Tujuh hari itu adalah perubahan yang luar biasa, perubahan total. Dan dihari terakhir kehadiran energi yang sama sekali baru, satu cahaya baru dan kegembiraan baru, menjadi sangat kuat sehingga hampir tak tertahankan, seolah-olah aku meledak, seolah-olah aku menjadi gila dengan kebahagiaan. Generasi baru di Barat memiliki kata yang tepat untuk itu, aku bahagia, mabuk.

Tidak mungkin untuk membuat apapun darinya menjadi masuk akal, apa yang terjadi saat itu. Itu adalah dunia yang sangat tidak masuk akal, sulit untuk memahami, sulit untuk digolongkan dalam kategori, sulit untuk menggunakan kata-kata, bahasa, penjelasan. Semua kitab suci tampak mati dan semua kata yang telah digunakan untuk pengalaman ini tampak sangat pucat, kekurangan darah.

Ini sangat hidup. Ia seperti gelombang pasang dari kebahagiaan.
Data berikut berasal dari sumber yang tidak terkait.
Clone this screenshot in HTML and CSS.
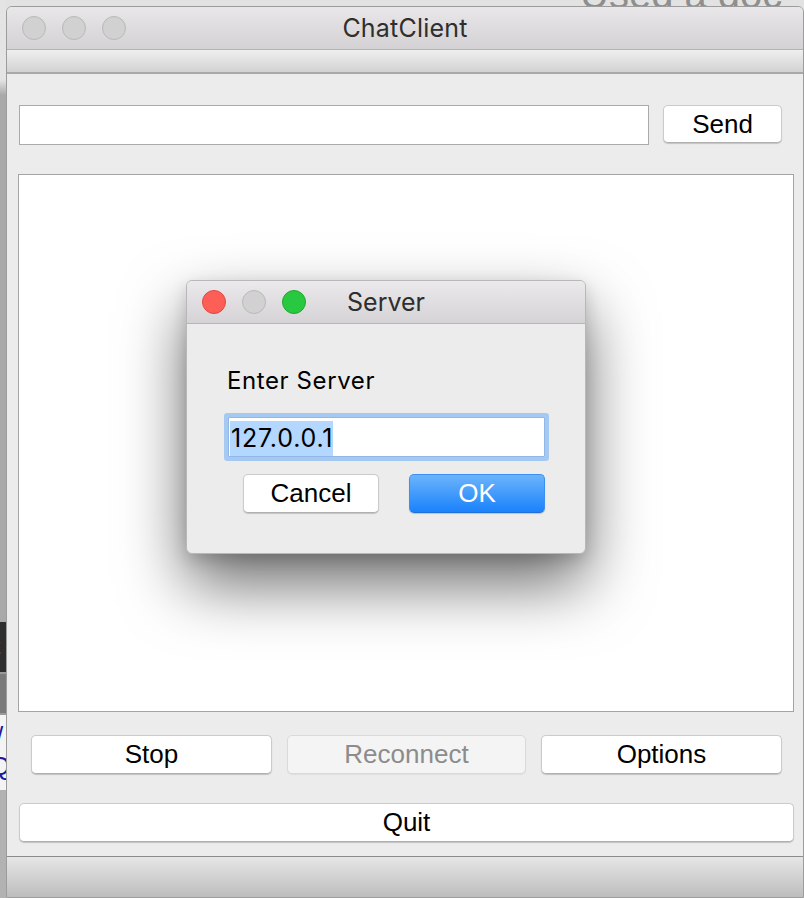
FILE: index.html
```html
<!DOCTYPE html>
<html>
<head>
<meta charset="utf-8">
<title>ChatClient</title>
<link rel="stylesheet" href="styles.css">
</head>
<body>
<div class="desktop">
  <div class="desk-clip"><div class="desk-text">Used a doc</div></div>
  <div class="desk-strip">
    <div class="ds-top"></div>
    <div class="ds-dark">t</div>
    <div class="ds-mid"></div>
    <div class="ds-white"><span class="ds-g1">/</span><span class="ds-g2">Q</span></div>
    <div class="ds-bottom"></div>
  </div>

  <div class="window">
    <div class="titlebar">
      <div class="lights">
        <span class="light off"></span>
        <span class="light off"></span>
        <span class="light off"></span>
      </div>
      <div class="title">ChatClient</div>
    </div>
    <div class="toolbar"></div>
    <div class="content">
      <div class="send-row">
        <div class="line-edit"></div>
        <button class="btn send">Send</button>
      </div>
      <div class="chat-area"></div>
      <div class="btn-row">
        <button class="btn">Stop</button>
        <button class="btn disabled">Reconnect</button>
        <button class="btn">Options</button>
      </div>
      <button class="btn quit">Quit</button>
    </div>
    <div class="statusbar"></div>
  </div>

  <div class="dialog">
    <div class="dlg-titlebar">
      <div class="lights">
        <span class="light red"></span>
        <span class="light off"></span>
        <span class="light green"></span>
      </div>
      <div class="dlg-title">Server</div>
    </div>
    <div class="dlg-body">
      <div class="dlg-label">Enter Server</div>
      <div class="dlg-field"><span class="sel">127.0.0.1</span></div>
      <div class="dlg-buttons">
        <button class="btn dbtn">Cancel</button>
        <button class="btn dbtn ok">OK</button>
      </div>
    </div>
  </div>
</div>
</body>
</html>
```

FILE: styles.css
```css
* { box-sizing: border-box; }
html, body { margin: 0; padding: 0; }
body {
  width: 804px;
  height: 898px;
  overflow: hidden;
  background: #e2e2e2;
  font-family: "Liberation Sans", Arial, sans-serif;
}
.desktop {
  position: relative;
  width: 804px;
  height: 898px;
  padding: 6px 0 0 6px;
  display: flex;
}
.desk-clip {
  position: absolute;
  left: 560px;
  top: 0;
  width: 244px;
  height: 7px;
  overflow: hidden;
}
.desk-text {
  position: absolute;
  left: 20px;
  top: -26px;
  font-family: "Liberation Sans", Arial, sans-serif;
  font-size: 40px;
  line-height: 40px;
  color: #8e8e8e;
  white-space: nowrap;
}
.desk-strip {
  position: absolute;
  left: 0;
  top: 0;
  width: 6px;
  height: 898px;
  display: flex;
  flex-direction: column;
}
.ds-top { height: 622px; background: linear-gradient(#e4e4e4 0, #e4e4e4 80px, #a9a9a9 95px, #a9a9a9 100%); }
.ds-dark {
  height: 50px;
  background: #2e2e2e;
  color: #d8d8d8;
  font-size: 22px;
  line-height: 50px;
  text-indent: -6px;
  overflow: hidden;
}
.ds-mid { height: 43px; background: #7a7a7a; border-top: 2px solid #9a9a9a; border-bottom: 2px solid #9a9a9a; }
.ds-white {
  height: 75px;
  background: #f4f4f4;
  position: relative;
  overflow: hidden;
  color: #1a1aa0;
  font-size: 26px;
  line-height: 30px;
}
.ds-g1 { position: absolute; left: -4px; top: 6px; }
.ds-g2 { position: absolute; left: -10px; top: 36px; }
.ds-bottom { flex: 1; background: #b2b2b2; }

.window {
  position: relative;
  z-index: 1;
  flex: 1;
  display: flex;
  flex-direction: column;
  background: #ececec;
  border: 1px solid #9c9c9c;
  border-radius: 6px 6px 0 0;
  overflow: hidden;
}
.titlebar {
  height: 43px;
  flex: none;
  position: relative;
  display: flex;
  align-items: center;
  justify-content: center;
  background: linear-gradient(#e9e7e9, #d3d1d3);
  border-bottom: 1px solid #b2b2b2;
}
.lights {
  position: absolute;
  left: 15px;
  top: 9px;
  display: flex;
  gap: 16px;
}
.light {
  width: 24px;
  height: 24px;
  border-radius: 50%;
  display: block;
}
.light.off { background: #d1d1d1; border: 1px solid #b9b9b9; }
.light.red { background: #fd5f57; border: 1px solid #e2463f; }
.light.green { background: #28c840; border: 1px solid #1eaa2e; }
.title {
  font-family: Inter, "Liberation Sans", sans-serif;
  font-size: 25px;
  letter-spacing: 0.2px;
  color: #2e2e2e;
}
.toolbar {
  height: 24px;
  flex: none;
  background: linear-gradient(#efefef, #d2d2d2);
  border-bottom: 2px solid #a8a8a8;
}
.content {
  flex: none;
  display: flex;
  flex-direction: column;
  padding: 31px 9px 0 11px;
}
.send-row {
  display: grid;
  grid-template-columns: 630px 119px;
  gap: 14px;
  padding-left: 1px;
  align-items: start;
}
.line-edit {
  height: 40px;
  background: #fff;
  border: 1px solid #aaaaaa;
}
.btn {
  font-family: "Liberation Sans", Arial, sans-serif;
  font-size: 26px;
  color: #000;
  background: #fff;
  border: 1px solid #cbcbcb;
  border-bottom-color: #b0b0b0;
  border-radius: 5px;
  box-shadow: 0 1px 1px rgba(0,0,0,0.18);
  padding: 0;
  margin: 0;
}
.send { height: 38px; }
.chat-area {
  margin-top: 29px;
  height: 538px;
  background: #fff;
  border: 1px solid #a4a4a4;
}
.btn-row {
  margin-top: 23px;
  padding: 0 12px 0 13px;
  display: grid;
  grid-template-columns: 241px 239px 241px;
  gap: 15px;
}
.btn-row .btn { height: 39px; }
.btn.disabled {
  background: #f4f4f4;
  color: #8c8c8c;
  border-color: #dadada;
  box-shadow: 0 1px 1px rgba(0,0,0,0.06);
}
.quit {
  margin-top: 29px;
  margin-left: 1px;
  height: 39px;
  width: 775px;
}
.statusbar {
  margin-top: 14px;
  flex: 1;
  border-top: 1px solid #8c8c8c;
  background: linear-gradient(#e6e6e6, #bdbdbd);
}

.dialog {
  position: absolute;
  z-index: 2;
  left: 186px;
  top: 280px;
  width: 400px;
  height: 274px;
  background: #ececec;
  border: 1px solid #b8b8b8;
  border-radius: 6px;
  box-shadow: 0 30px 64px rgba(0,0,0,0.58), 0 6px 16px rgba(0,0,0,0.15);
  overflow: hidden;
  display: flex;
  flex-direction: column;
}
.dlg-titlebar {
  height: 43px;
  flex: none;
  position: relative;
  display: flex;
  align-items: center;
  justify-content: center;
  background: linear-gradient(#ebe9eb, #d5d3d5);
  border-bottom: 1px solid #b6b6b6;
}
.dlg-titlebar .lights { left: 15px; top: 9px; }
.dlg-title {
  font-family: Inter, "Liberation Sans", sans-serif;
  font-size: 25px;
  color: #2e2e2e;
}
.dlg-body {
  padding: 43px 39px 0 40px;
  display: flex;
  flex-direction: column;
}
.dlg-label {
  font-family: Inter, "Liberation Sans", sans-serif;
  font-size: 24px;
  letter-spacing: 0.6px;
  color: #000;
  line-height: 28px;
}
.dlg-field {
  margin-top: 22px;
  margin-left: 1px;
  width: 317px;
  height: 40px;
  background: #fff;
  border: 1px solid #8fb8e8;
  box-shadow: 0 0 0 4px #a6c9f1;
  border-radius: 1px;
  padding: 3px 0 0 1px;
  display: flex;
}
.sel {
  background: #b3d7ff;
  font-family: Inter, "Liberation Sans", sans-serif;
  font-size: 25px;
  letter-spacing: 0.8px;
  color: #000;
  line-height: 35px;
  height: 35px;
  padding: 0 0 0 1px;
}
.dlg-buttons {
  margin-top: 17px;
  padding-left: 16px;
  display: grid;
  grid-template-columns: 136px 136px;
  gap: 30px;
}
.dbtn { height: 39px; }
.ok {
  color: #fff;
  background: linear-gradient(#6cb4fb, #1a82fb);
  border: 1px solid #3c8ff3;
  border-bottom-color: #1e6fd8;
}
```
Sepanjang hari itu aneh, menakjubkan, dan itu adalah pengalaman yang mengguncangkan. Masa lalu menghilang, seolah-olah itu tidak pernah menjadi milikku, seolah-olah aku telah membacanya disuatu tempat, seolah-olah aku telah memimpikannya, seolah-olah itu adalah kisah orang lain yang telah kudengar dan seseorang telah menceritakannya kepadaku. Aku menjadi lepas dari masa laluku, aku dicabut dari sejarahku, aku kehilangan autobiografiku. Aku menjadi tanpa keberadaan, yang disebut Buddha sebagai anatta (tanpa aku/diri). Batas-batas menghilang, perbedaan menghilang.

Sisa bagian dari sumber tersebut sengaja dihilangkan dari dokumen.